Das ist heute wieder der Fall: Die USA glauben, sie könnten China eindämmen. Das mag auf Zeit sogar gelingen. Aber die Gefahr, dass ein solcher Wettbewerb dann zu einem Weltkrieg führt, diese Gefahr haben aktuell Kissinger und Allison ausführlich beschrieben. Und Kissinger fragt: Wird Biden die Kraft haben, eine solche Politik der Abgrenzung und zugleich der Kooperation einzuleiten?

Das wäre, glaube ich, in der amerikanischen Innenpolitik heute kaum zu verkaufen. Insofern hat Kissinger ja recht, wenn er meint, das sei heute die größte Herausforderung für den amerikanischen Präsidenten.

Trump: "Es gab ja faktisch keinen Mitarbeiter, den er länger gehalten hätte"

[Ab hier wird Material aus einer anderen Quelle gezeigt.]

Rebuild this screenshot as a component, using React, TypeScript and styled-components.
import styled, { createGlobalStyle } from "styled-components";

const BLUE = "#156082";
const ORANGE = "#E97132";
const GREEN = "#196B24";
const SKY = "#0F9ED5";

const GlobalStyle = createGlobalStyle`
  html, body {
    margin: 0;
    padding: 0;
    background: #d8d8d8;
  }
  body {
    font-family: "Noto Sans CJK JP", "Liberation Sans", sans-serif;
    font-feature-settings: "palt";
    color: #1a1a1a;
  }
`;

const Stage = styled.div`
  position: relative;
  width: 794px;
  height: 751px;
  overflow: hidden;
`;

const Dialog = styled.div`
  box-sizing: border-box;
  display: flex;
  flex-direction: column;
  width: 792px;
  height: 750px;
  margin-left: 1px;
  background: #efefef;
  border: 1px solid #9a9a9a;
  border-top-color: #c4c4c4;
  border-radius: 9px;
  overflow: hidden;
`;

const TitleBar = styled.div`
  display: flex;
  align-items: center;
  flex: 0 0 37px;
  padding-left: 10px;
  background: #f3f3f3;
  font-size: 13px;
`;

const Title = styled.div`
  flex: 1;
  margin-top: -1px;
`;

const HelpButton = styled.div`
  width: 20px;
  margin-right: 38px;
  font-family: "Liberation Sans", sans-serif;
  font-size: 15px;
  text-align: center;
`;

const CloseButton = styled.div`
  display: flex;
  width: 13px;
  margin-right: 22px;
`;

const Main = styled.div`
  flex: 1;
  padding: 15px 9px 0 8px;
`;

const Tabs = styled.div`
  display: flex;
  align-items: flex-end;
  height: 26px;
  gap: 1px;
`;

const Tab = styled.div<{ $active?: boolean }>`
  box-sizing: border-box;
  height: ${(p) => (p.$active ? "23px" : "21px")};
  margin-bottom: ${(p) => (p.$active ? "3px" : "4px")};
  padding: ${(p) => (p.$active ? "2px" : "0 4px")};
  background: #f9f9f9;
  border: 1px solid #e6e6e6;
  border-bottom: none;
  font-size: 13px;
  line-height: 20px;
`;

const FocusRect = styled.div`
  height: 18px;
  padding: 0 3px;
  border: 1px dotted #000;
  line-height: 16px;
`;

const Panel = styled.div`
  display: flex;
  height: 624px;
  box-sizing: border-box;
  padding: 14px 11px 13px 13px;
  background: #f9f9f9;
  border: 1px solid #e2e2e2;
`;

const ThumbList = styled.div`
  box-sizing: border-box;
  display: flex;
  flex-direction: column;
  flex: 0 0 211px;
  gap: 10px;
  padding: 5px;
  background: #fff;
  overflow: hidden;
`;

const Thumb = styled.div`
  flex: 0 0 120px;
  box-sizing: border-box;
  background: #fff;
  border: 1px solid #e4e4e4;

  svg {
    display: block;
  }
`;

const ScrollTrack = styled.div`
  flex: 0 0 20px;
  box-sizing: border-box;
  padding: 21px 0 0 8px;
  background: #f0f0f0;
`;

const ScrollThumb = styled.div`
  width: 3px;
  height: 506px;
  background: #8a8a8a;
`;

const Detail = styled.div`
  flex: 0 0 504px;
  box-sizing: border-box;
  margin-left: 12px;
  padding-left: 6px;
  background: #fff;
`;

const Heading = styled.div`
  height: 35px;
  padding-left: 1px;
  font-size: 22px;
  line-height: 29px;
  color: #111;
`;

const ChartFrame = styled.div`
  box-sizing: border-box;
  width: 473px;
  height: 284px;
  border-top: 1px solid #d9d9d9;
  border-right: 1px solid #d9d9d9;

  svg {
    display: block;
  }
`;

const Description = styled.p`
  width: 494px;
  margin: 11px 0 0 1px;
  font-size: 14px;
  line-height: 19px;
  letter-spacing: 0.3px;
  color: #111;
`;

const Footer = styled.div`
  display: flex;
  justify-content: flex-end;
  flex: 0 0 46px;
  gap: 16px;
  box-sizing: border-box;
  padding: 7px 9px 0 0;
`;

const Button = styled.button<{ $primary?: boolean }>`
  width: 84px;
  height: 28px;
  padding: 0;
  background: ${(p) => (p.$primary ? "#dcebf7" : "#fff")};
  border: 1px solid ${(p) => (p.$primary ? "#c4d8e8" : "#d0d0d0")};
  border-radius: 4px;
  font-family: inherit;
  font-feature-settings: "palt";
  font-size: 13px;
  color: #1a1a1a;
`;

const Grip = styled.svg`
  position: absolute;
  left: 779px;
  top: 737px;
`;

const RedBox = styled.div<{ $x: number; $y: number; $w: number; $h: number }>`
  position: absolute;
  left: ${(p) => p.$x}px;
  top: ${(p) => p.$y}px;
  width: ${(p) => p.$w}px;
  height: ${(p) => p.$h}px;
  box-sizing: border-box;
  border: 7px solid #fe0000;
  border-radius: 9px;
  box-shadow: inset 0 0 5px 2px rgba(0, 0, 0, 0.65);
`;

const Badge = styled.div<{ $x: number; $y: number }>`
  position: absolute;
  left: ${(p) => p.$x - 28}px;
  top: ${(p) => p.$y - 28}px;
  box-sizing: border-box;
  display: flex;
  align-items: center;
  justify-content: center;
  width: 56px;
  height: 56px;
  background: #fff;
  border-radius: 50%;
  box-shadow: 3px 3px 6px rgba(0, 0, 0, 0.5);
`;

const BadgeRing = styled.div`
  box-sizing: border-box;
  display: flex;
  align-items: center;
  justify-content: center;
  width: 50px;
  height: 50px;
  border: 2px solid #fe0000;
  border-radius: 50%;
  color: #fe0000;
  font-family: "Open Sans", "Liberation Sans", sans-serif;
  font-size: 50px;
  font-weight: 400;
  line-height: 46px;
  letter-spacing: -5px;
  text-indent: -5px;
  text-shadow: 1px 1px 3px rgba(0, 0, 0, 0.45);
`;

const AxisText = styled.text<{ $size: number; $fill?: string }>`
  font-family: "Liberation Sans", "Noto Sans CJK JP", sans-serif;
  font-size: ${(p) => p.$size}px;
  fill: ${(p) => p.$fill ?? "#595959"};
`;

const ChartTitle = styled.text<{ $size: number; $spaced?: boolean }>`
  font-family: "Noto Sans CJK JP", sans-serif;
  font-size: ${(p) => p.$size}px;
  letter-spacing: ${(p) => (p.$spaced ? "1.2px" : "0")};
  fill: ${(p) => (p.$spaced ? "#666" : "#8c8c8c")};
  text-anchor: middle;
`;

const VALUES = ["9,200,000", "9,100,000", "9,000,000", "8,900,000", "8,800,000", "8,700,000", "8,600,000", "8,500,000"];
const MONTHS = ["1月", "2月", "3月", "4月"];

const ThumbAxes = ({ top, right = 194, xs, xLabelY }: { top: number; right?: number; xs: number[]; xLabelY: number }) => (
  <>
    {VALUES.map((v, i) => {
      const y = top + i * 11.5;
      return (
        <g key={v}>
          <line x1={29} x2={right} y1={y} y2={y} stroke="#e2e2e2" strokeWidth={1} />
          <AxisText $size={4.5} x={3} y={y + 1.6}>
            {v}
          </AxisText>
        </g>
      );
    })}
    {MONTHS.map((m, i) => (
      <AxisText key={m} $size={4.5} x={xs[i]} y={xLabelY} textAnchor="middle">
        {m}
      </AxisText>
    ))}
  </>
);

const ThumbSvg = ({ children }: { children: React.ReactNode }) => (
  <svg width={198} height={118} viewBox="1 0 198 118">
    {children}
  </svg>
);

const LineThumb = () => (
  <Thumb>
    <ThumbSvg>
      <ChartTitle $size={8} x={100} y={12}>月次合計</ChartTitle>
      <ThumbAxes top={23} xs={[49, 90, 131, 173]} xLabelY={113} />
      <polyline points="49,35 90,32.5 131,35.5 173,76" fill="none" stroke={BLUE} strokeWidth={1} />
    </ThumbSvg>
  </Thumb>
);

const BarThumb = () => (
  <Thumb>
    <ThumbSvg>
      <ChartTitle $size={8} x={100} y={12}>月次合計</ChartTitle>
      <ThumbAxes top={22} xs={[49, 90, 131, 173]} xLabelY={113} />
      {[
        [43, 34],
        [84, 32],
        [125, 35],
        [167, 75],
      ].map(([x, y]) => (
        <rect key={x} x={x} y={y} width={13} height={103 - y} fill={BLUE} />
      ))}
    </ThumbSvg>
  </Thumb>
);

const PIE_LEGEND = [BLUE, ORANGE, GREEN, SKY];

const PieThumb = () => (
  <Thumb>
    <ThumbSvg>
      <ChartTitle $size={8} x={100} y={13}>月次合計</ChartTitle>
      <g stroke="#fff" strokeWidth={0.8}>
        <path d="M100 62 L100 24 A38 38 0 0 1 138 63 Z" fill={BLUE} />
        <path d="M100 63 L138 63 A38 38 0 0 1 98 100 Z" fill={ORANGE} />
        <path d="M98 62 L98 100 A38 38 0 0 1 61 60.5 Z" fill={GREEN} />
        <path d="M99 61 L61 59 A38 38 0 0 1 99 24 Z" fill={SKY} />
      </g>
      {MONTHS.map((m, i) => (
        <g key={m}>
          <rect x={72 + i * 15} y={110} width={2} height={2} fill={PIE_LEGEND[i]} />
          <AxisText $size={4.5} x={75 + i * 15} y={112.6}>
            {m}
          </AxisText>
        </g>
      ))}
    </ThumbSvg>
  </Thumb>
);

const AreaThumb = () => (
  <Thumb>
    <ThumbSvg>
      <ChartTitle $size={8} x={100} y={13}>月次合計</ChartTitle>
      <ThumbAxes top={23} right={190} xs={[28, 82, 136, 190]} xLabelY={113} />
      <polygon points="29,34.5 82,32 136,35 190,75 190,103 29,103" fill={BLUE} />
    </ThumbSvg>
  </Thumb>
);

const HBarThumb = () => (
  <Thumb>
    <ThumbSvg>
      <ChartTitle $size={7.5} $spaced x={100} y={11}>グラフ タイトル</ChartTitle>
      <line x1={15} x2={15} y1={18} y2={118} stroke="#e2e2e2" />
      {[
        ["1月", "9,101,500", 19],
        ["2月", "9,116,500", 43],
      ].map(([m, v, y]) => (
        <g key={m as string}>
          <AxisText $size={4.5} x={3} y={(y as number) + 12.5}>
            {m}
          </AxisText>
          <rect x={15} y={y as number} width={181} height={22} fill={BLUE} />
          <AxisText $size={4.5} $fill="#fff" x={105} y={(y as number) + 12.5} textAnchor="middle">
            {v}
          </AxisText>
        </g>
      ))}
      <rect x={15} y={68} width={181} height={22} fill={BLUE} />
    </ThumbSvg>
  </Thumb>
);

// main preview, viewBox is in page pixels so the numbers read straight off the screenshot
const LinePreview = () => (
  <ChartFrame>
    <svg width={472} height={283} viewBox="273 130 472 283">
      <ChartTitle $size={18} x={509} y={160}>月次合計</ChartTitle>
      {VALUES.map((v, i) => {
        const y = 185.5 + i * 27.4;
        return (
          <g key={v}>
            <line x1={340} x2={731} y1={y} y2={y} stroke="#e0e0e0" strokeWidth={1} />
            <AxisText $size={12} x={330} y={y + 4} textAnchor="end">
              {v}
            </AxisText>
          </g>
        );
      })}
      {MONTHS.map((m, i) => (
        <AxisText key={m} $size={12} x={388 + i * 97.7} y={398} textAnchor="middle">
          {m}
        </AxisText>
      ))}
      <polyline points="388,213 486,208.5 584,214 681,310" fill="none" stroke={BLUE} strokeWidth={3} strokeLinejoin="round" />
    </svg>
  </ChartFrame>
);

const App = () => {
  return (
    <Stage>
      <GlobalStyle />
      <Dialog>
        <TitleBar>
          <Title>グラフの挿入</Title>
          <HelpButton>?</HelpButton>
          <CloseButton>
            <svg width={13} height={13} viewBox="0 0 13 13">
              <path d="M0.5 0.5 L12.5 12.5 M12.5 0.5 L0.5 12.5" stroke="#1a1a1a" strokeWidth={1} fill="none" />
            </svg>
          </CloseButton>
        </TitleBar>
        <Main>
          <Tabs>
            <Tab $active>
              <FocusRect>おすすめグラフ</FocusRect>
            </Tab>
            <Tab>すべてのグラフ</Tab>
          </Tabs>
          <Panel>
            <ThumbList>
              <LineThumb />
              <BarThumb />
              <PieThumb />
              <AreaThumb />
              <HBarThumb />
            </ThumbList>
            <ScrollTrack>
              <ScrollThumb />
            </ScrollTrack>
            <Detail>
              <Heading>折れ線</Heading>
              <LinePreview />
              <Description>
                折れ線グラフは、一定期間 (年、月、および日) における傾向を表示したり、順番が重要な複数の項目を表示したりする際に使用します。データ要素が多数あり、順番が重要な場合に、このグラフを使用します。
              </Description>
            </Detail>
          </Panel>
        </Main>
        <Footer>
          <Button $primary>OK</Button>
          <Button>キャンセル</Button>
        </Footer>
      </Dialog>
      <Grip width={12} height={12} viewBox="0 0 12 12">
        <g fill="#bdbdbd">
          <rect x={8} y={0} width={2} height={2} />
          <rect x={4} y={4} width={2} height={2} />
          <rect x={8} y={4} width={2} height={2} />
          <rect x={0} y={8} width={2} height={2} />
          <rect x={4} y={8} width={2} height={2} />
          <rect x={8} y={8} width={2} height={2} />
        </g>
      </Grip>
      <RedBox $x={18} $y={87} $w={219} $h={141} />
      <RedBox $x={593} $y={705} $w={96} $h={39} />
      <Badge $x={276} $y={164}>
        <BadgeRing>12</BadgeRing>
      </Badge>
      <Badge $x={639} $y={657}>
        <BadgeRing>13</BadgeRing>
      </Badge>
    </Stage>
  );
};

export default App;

Interessant ist ja, dass ausgerechnet Donald Trump dies ansatzweise versucht hat. Mit vielleicht den falschen Argumenten und nicht konsequent, aber hat er nicht versucht, sich aus internationalen Position zurückzuziehen und aus dem Anspruch dieser Alleinzuständigkeit für alles...

Klaus von Dohnanyi: Trump hat überall versucht, unternehmerische Erfahrungen für die Politik nutzbar zu machen. Er wollte "deals", also politische Geschäfte machen; mit Putin, mit Nordkoreas Kim, mit Iran usw. Aber er war völlig unfähig, auch nur das Personal dafür zu organisieren.

Es gab ja faktisch keinen Mitarbeiter, den er länger gehalten hätte; keinen Mitarbeiter, mit dem er wirklich zusammenarbeiten konnte. Ob "deals" ein möglicher Versuch sein könnten, wissen wir nicht. Trump ist an seinem Charakter, seiner Unzuverlässigkeit, seiner Medienbesessenheit und seinem Ego gescheitert. Auch außenpolitisch waren die Trump-Jahre für die westliche Welt verlorene Jahre.